Actionable Exercises for Your Sketchbook
To really master this, you need to practice three specific things:
- The Beveled Edge: Many mirrors have slanted edges. Practice drawing how a straight line (like a tabletop) "breaks" and shifts when it passes through that bevel. It’s a great exercise in refraction.
- The Condensed Steam: Draw a mirror that’s been fogged up by a shower. Use your eraser to "wipe" a clear spot through the fog. This teaches you how to layer different levels of transparency.
- The Broken Mirror: Draw a single crack spider-webbing across the surface. Notice how each piece of the mirror shows a slightly different angle of the room. It’s like a puzzle.
When you're finished, step back. Way back. About five or ten feet. A mirror drawing that looks messy up close often "clicks" into place from a distance. That’s because your brain fills in the gaps of the reflection.
Finalizing the Illusion
To finish your piece, focus on the contact points.
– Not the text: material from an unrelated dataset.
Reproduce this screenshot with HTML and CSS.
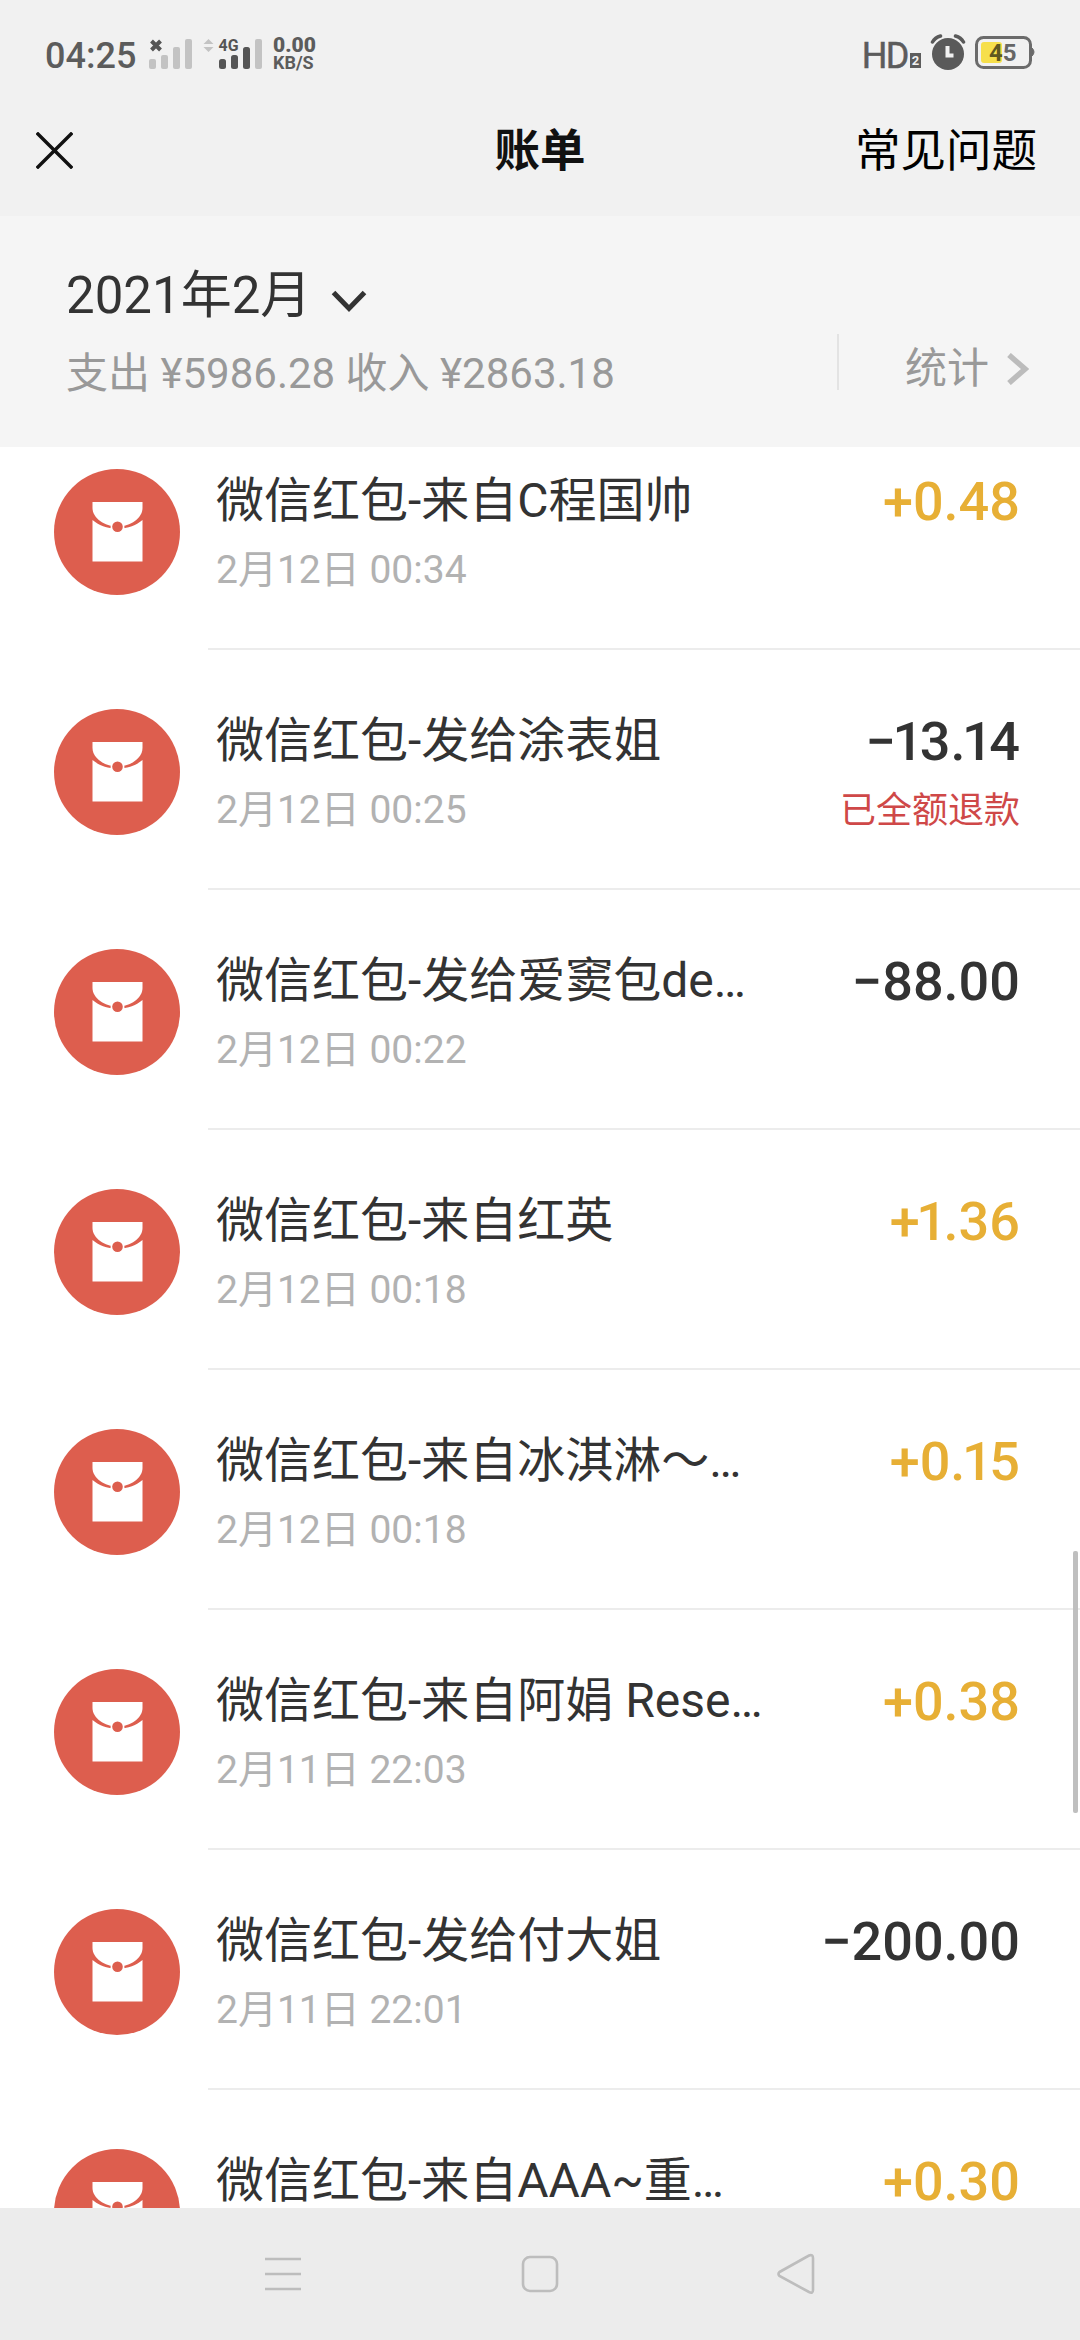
FILE: index.html
```html
<!DOCTYPE html>
<html lang="zh-CN">
<head>
<meta charset="utf-8">
<title>账单</title>
<link rel="stylesheet" href="styles.css">
</head>
<body>
<svg width="0" height="0" class="defs">
  <symbol id="packet" viewBox="0 0 126 126">
    <circle cx="63" cy="63" r="63" fill="#dd5e4e"/>
    <path d="M38.500 33h50v6c0 10-12 18.500-25 18.500s-25-8.500-25-18.500z" fill="#fff"/>
    <path d="M38.500 51c6 5 14 8.500 25 8.500s19-3.500 25-8.500V92.500h-50z" fill="#fff"/>
    <circle cx="63.500" cy="58" r="7" fill="#fff"/>
    <circle cx="63.500" cy="57.700" r="5.300" fill="#dd5e4e"/>
  </symbol>
</svg>
<div class="screen">
  <header class="top">
    <div class="status">
      <span class="clock">04:25</span>
      <svg class="signals" width="114" height="34" viewBox="0 0 114 34">
        <path d="M2.500 4l9 9M11.500 4l-9 9" stroke="#555" stroke-width="4"/>
        <g fill="#c3c3c3">
          <rect x="0" y="22" width="7" height="10" rx="2"/>
          <rect x="12" y="18" width="7" height="14" rx="2"/>
          <rect x="24" y="10" width="7" height="22" rx="2"/>
          <rect x="36" y="2" width="7" height="30" rx="2"/>
          <path d="M54.500 7l5-5 5 5zM54.500 10h10l-5 5z"/>
          <rect x="106" y="2" width="7" height="30" rx="2"/>
        </g>
        <g fill="#555">
          <rect x="70" y="22" width="7" height="10" rx="2.500"/>
          <rect x="82" y="18" width="7" height="14" rx="2.500"/>
          <rect x="94" y="10" width="7" height="22" rx="2.500"/>
          <text x="69.500" y="14" class="net" textLength="20" lengthAdjust="spacingAndGlyphs">4G</text>
        </g>
      </svg>
      <span class="speed"><b>0.00</b><i>KB/S</i></span>
      <span class="hd">HD</span><span class="sim">2</span>
      <svg class="alarm" width="36" height="37" viewBox="0 0 36 37">
        <circle cx="18" cy="20" r="16" fill="#5a5a5a"/>
        <path d="M2.500 8Q5 3.500 10.500 2M33.500 8Q31 3.500 25.500 2" fill="none" stroke="#5a5a5a" stroke-width="3.500" stroke-linecap="round"/>
        <path d="M17.500 12v9.500h6" fill="none" stroke="#f1f1f1" stroke-width="4"/>
      </svg>
      <svg class="battery" width="61" height="34" viewBox="0 0 61 34">
        <rect x="6" y="6" width="21" height="21" rx="3" fill="#f6df4b"/>
        <rect x="1.500" y="1.500" width="54" height="30" rx="7" fill="none" stroke="#6b6b6b" stroke-width="3"/>
        <path d="M57 12q4 4 0 8z" fill="#6b6b6b" stroke="#6b6b6b"/>
        <text x="14" y="25" class="charge"><tspan fill="#5f5720">4</tspan><tspan fill="#666">5</tspan></text>
      </svg>
    </div>
    <nav class="bar">
      <svg width="37" height="37" viewBox="0 0 37 37"><path d="M.8.800l35.400 35.400M36.200.800L.8 36.200" stroke="#111" stroke-width="3.400"/></svg>
      <h1>账单</h1>
      <a>常见问题</a>
    </nav>
  </header>
  <section class="month">
    <div class="summary">
      <div class="date">2021年2月<svg width="36" height="24" viewBox="0 0 36 24"><path d="M2.500 2.500L18 18.500 33.500 2.500" fill="none" stroke="#333" stroke-width="5"/></svg></div>
      <div class="totals">支出 ¥5986.28 收入 ¥2863.18</div>
    </div>
    <div class="stats"><span>统计</span><svg width="22" height="32" viewBox="0 0 22 32"><path d="M2 2l16 14L2 30" fill="none" stroke="#bcbcbc" stroke-width="5.500"/></svg></div>
  </section>
  <main class="list">
    <div class="row"><svg class="icon"><use href="#packet"/></svg><div class="body"><div class="info"><div class="name">微信红包-来自C程国帅</div><div class="time">2月12日 00:34</div></div><div class="money"><div class="amt in">+0.48</div></div></div></div>
    <div class="row"><svg class="icon"><use href="#packet"/></svg><div class="body"><div class="info"><div class="name">微信红包-发给涂表姐</div><div class="time">2月12日 00:25</div></div><div class="money"><div class="amt">−<span class="one">1</span>3.<span class="one">1</span>4</div><div class="refund">已全额退款</div></div></div></div>
    <div class="row"><svg class="icon"><use href="#packet"/></svg><div class="body"><div class="info"><div class="name">微信红包-发给爱窦包de…</div><div class="time">2月12日 00:22</div></div><div class="money"><div class="amt">−88.00</div></div></div></div>
    <div class="row"><svg class="icon"><use href="#packet"/></svg><div class="body"><div class="info"><div class="name">微信红包-来自红英</div><div class="time">2月12日 00:18</div></div><div class="money"><div class="amt in">+<span class="one">1</span>.36</div></div></div></div>
    <div class="row"><svg class="icon"><use href="#packet"/></svg><div class="body"><div class="info"><div class="name">微信红包-来自冰淇淋～…</div><div class="time">2月12日 00:18</div></div><div class="money"><div class="amt in">+0.<span class="one">1</span>5</div></div></div></div>
    <div class="row"><svg class="icon"><use href="#packet"/></svg><div class="body"><div class="info"><div class="name">微信红包-来自阿娟 Rese…</div><div class="time">2月11日 22:03</div></div><div class="money"><div class="amt in">+0.38</div></div></div></div>
    <div class="row"><svg class="icon"><use href="#packet"/></svg><div class="body"><div class="info"><div class="name">微信红包-发给付大姐</div><div class="time">2月11日 22:01</div></div><div class="money"><div class="amt">−200.00</div></div></div></div>
    <div class="row"><svg class="icon"><use href="#packet"/></svg><div class="body"><div class="info"><div class="name">微信红包-来自AAA~重…</div></div><div class="money"><div class="amt in">+0.30</div></div></div></div>
    <div class="thumb"></div>
  </main>
  <footer class="keys">
    <svg width="40" height="42" viewBox="0 0 40 42"><path d="M2 6h36M2 21h36M2 36h36" stroke="#bdbdbd" stroke-width="2.600"/></svg>
    <svg width="40" height="42" viewBox="0 0 40 42"><rect x="3" y="4" width="34" height="34" rx="7" fill="none" stroke="#bdbdbd" stroke-width="2.600"/></svg>
    <svg width="40" height="42" viewBox="0 0 40 42"><path d="M2.500 19L32 2.500q4-1.500 4 2.500v32q0 4-4 2L2.500 23q-2-2 0-4z" fill="none" stroke="#bdbdbd" stroke-width="2.600"/></svg>
  </footer>
</div>
</body>
</html>
```

FILE: styles.css
```css
* { box-sizing: border-box; margin: 0; padding: 0; }
body { font-family: Roboto, "Noto Sans CJK SC", sans-serif; background: #fff; color: #333; }
svg { display: block; flex: none; }
.defs { position: absolute; }
.screen { width: 1080px; height: 2340px; display: flex; flex-direction: column; overflow: hidden; white-space: nowrap; }
.top { height: 216px; background: #f1f1f1; flex: none; }
.status { height: 84px; padding: 24px 49px 0 45px; display: flex; align-items: center; color: #5c5c5c; }
.clock { font-size: 36px; font-weight: 500; line-height: 36px; width: 104px; padding-top: 3px; }
.signals { margin-top: -1px; }
.net { font-size: 17px; font-weight: 700; }
.speed { margin: -2px auto 0 10px; display: flex; flex-direction: column; font-weight: 700; }
.speed b { font-size: 21px; line-height: 18px; }
.speed i { font-size: 18px; line-height: 17px; font-style: normal; }
.hd { font-size: 36px; line-height: 36px; letter-spacing: -1.5px; -webkit-text-stroke: .5px; padding-top: 3px; }
.sim { width: 11px; height: 15px; margin: 13px 9px 0 2px; background: #5c5c5c; color: #f1f1f1; font-size: 13px; line-height: 15px; font-weight: 700; text-align: center; }
.alarm { margin: -4px 9px 0 0; }
.battery { margin: -2px -5px 0 0; }
.charge { font-size: 24px; font-weight: 700; }
.bar { height: 132px; padding: 0 43px 0 36px; display: grid; grid-template-columns: 1fr auto 1fr; align-items: center; color: #000; }
.bar h1 { font-size: 45.500px; line-height: 66px; font-weight: 700; color: #111; padding: 4px 0 0 7px; }
.bar a { font-size: 45.500px; line-height: 66px; text-align: right; padding-top: 3px; }
.month { height: 231px; flex: none; background: #f5f5f5; padding: 42px 51px 0 66px; display: flex; justify-content: space-between; }
.date { display: flex; align-items: center; gap: 20px; font-size: 51px; line-height: 76px; }
.date svg { margin-top: 11px; }
.totals { font-size: 42px; line-height: 60px; color: #999; margin-top: 10px; }
.stats { height: 56px; margin-top: 76px; width: 192px; border-left: 2px solid #e3e3e3; display: flex; align-items: center; justify-content: flex-end; gap: 18px; font-size: 42px; color: #999; }
.stats span { padding-top: 4px; }
.stats svg { margin-top: 14px; }
.list { height: 1761px; flex: none; overflow: hidden; position: relative; }
.row { height: 240px; display: flex; padding-left: 54px; gap: 28px; }
.row:first-child { margin-top: -37px; }
.icon { width: 126px; height: 126px; margin-top: 59px; }
.body { flex: 1; display: flex; justify-content: space-between; padding: 63px 60px 0 8px; border-bottom: 2px solid #ececec; }
.name { font-size: 48px; line-height: 56px; }
.time { font-size: 39px; line-height: 48px; margin-top: 17px; color: #b2b2b2; }
.money { text-align: right; margin-top: -1px; }
.amt { font-size: 54px; line-height: 60px; font-weight: 500; }
.in { color: #e7af35; }
.one { letter-spacing: -3.400px; margin-left: -3.400px; }
.refund { font-size: 36px; line-height: 48px; margin-top: 15px; color: #cf4848; }
.thumb { position: absolute; left: 1073px; top: 1104px; width: 5px; height: 262px; border-radius: 2px; background: #bfbfbf; }
.keys { height: 132px; background: #ececec; display: grid; grid-template-columns: repeat(3, 257px); justify-content: center; justify-items: center; align-items: center; }
```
If an object is leaning against the mirror, the point where the object meets its reflection is the most important part of the drawing. It should be the sharpest point of contrast. Make sure there is no "gap" there unless you're intentionally showing the thickness of the glass.
Once the drawing is done, take a white gel pen or a very sharp white charcoal pencil. Add one or two—just one or two—tiny, bright white dots on the "highest" points of the frame or a corner of the glass. These "specular highlights" act as the final signal to the viewer's brain that the surface is shiny and hard.
Go grab a hand mirror and put it on your desk. Don't look at the frame; look at how the light moves when you tilt your head. That movement is what you're trying to freeze on the paper. It’s about the "vibe" of the light as much as the accuracy of the lines.
To take your skills further, try drawing a mirror reflecting another mirror. This "infinity" effect is the ultimate test of your perspective skills. It forces you to deal with shrinking scales and receding values. Start with a simple handheld mirror reflecting a small object, then move up to full-room scenes once you're comfortable with how the glass behaves.